Mittwoch, 16. Dezember 2015

Beschauliche Tage

Die stillste Vorweihnachtszeit meines Lebens. Kein Stress, kein Gehetze, kein gar nichts. Als ich mich neulich so erregte über Cheffe, wünschte ich mir insgeheim eine kleine, nicht lebensbedrohliche Krankheit, die dafür sorgt, dass ich ihn bis zum Weihnachtsurlaub nicht mehr sehen muss. Ich hatte die Schnauze gestrichen voll von zwar vorhersehbaren, aber immer schwerer zu verdrängenden Jahresend-Kränkungen. 

Ich wurde erhört: das Knie. Dann wurde ich auch noch taub. Also zum Arzt, schon wieder. Eine ungewöhnliche Häufung. Der stellte ein paar spektakuläre Sachen fest und schickte mich mit gelben Schein und Antibiotikum nach Hause; ich war erleichtert. Weitere Tage, in denen meine Wut in aller Weltabgeschiedenheit verrauchen konnte. 

Gestern erkundigte er sich per sms, wie es denn so aussieht. Kaum hatte ich eine ausweichende Antwort formuliert und versandt, bekam ich Schüttelfrost, Halsweh und kurbelte die Tempo-Industrie an. Die Ohren, die seit gerade mal zwei Stunden ihren Dienst wiederaufgenommen hatten, quittierten ihn umgehend. Dafür ging es dem Knie besser. 

Das Schöne an einer Grippe ist, viel zu schlafen. Aber nicht, wenn man schon seit anderthalb Wochen viel schläft. Ich habe auch keinen Wunsch nach weiteren ruhigen Tagen. Ich habe schon soviel in die Luft geguckt, geatmet, meine Mitte gesucht und bin dabei ganz ruhig geworden; im Selbststudium zur Zen-Meisterin. Das geht ganz einfach, man muss nur die Glotze anmachen.

Ich habe stundenlang einem sportlichen Schweizer auf 3 Sat zugeschaut, wie er sein Land erkundet, seitdem sehe ich die Schweiz mit ganz anderen Augen.
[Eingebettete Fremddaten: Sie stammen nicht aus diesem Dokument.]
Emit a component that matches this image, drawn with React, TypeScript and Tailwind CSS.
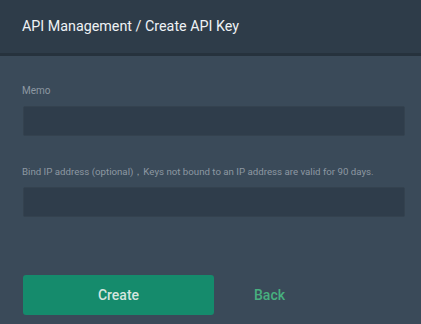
export default function App() {
  return (
    <div className="w-[421px] h-[324px] overflow-hidden bg-[#3a4a59] font-['Roboto','Liberation_Sans',sans-serif]">
      {/* Header */}
      <div className="h-[56px] bg-[#2e3c49] border-b-[3px] border-[#26323d] flex items-center px-[22px]">
        <h1 className="text-[14.3px] text-[#eef2f5]">API Management / Create API Key</h1>
      </div>

      {/* Form */}
      <div className="px-[23px] pt-[29px]">
        <label className="block text-[10px] leading-[12px] text-[#8d98a2] -ml-px">Memo</label>
        <input className="mt-[9px] block w-[382px] h-[30px] rounded-[2px] bg-[#2f3d4b] border border-[#34424f] outline-none" />

        <label className="block mt-[30px] text-[9.7px] leading-[12px] text-[#8d98a2] -ml-px">
          Bind IP address (optional)，Keys not bound to an IP address are valid for 90 days.
        </label>
        <input className="mt-[9px] block w-[382px] h-[30px] rounded-[2px] bg-[#2f3d4b] border border-[#34424f] outline-none" />

        <div className="mt-[58px] flex items-center">
          <button className="w-[191px] h-[40px] rounded-[3px] bg-[#158b6c] text-[14px] font-medium text-[#d4e5df]">
            Create
          </button>
          <button className="ml-[40px] text-[14px] font-medium text-[#47b07f]">Back</button>
        </div>
      </div>
    </div>
  );
}
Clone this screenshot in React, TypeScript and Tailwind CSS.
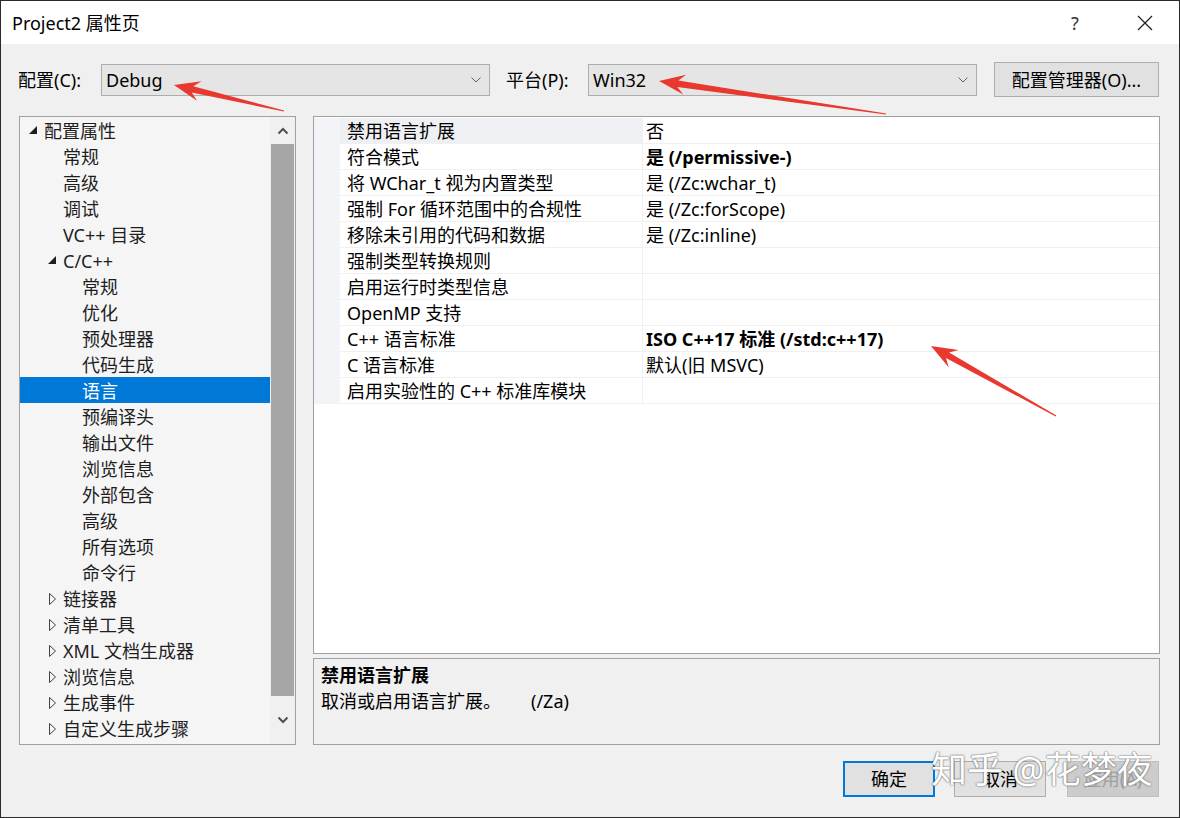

Ich sah Tierpflegern bei der Fütterung von Hyänen zu, sogar den Tatort am Sonntag habe ich mir angesehen und bedauert, dass ausser einem Wangetätscheln kurz vorm Ableben nichts zwischen Ulrike Folkerts und Jürgen Vogel passiert ist, was sicher daran lag, dass er nie gelächelt hat, denn wenn er lächelt, ist schon ein Wangetätscheln unzumutbar.

Ich zappe sogar zu TV Berlin, soweit ist es schon mit mir gekommen; sehe zufällig einen Journalisten, von dem ich weiß, dass er einen historischen Moment hatte, den man in seinem Beruf wohl nur einmal im Leben hat. Als er kürzlich zu einer Veranstaltung kam, begrüßte ich ihn und schleppte ihn kurzerhand zu den Azubis, die mir beim Empfang helfen. 

"Alle mal herhören, ich stelle Ihnen jetzt eine historische Person vor. Sie wissen doch, damals, als Schabowski versehentlich die Mauer geöffnet hat...." ich schau in fragende, dann unsicher nickende Gesichter, kein Wunder, sie sind ja noch so klein jung... "Also, als Schabowski sagte, dass die Reisefreiheit beschlossen wurde, da stellte dieser Herr hier die alles entscheidende Frage Gilt das ab sofort? Der Rest ist Geschichte, können Sie sich auf Youtube angucken."

So, ich muss jetzt weiteratmen, die ganze restliche Woche noch. Und dann ist schon Weihnachten. Noch mehr freie Tage. Herrje.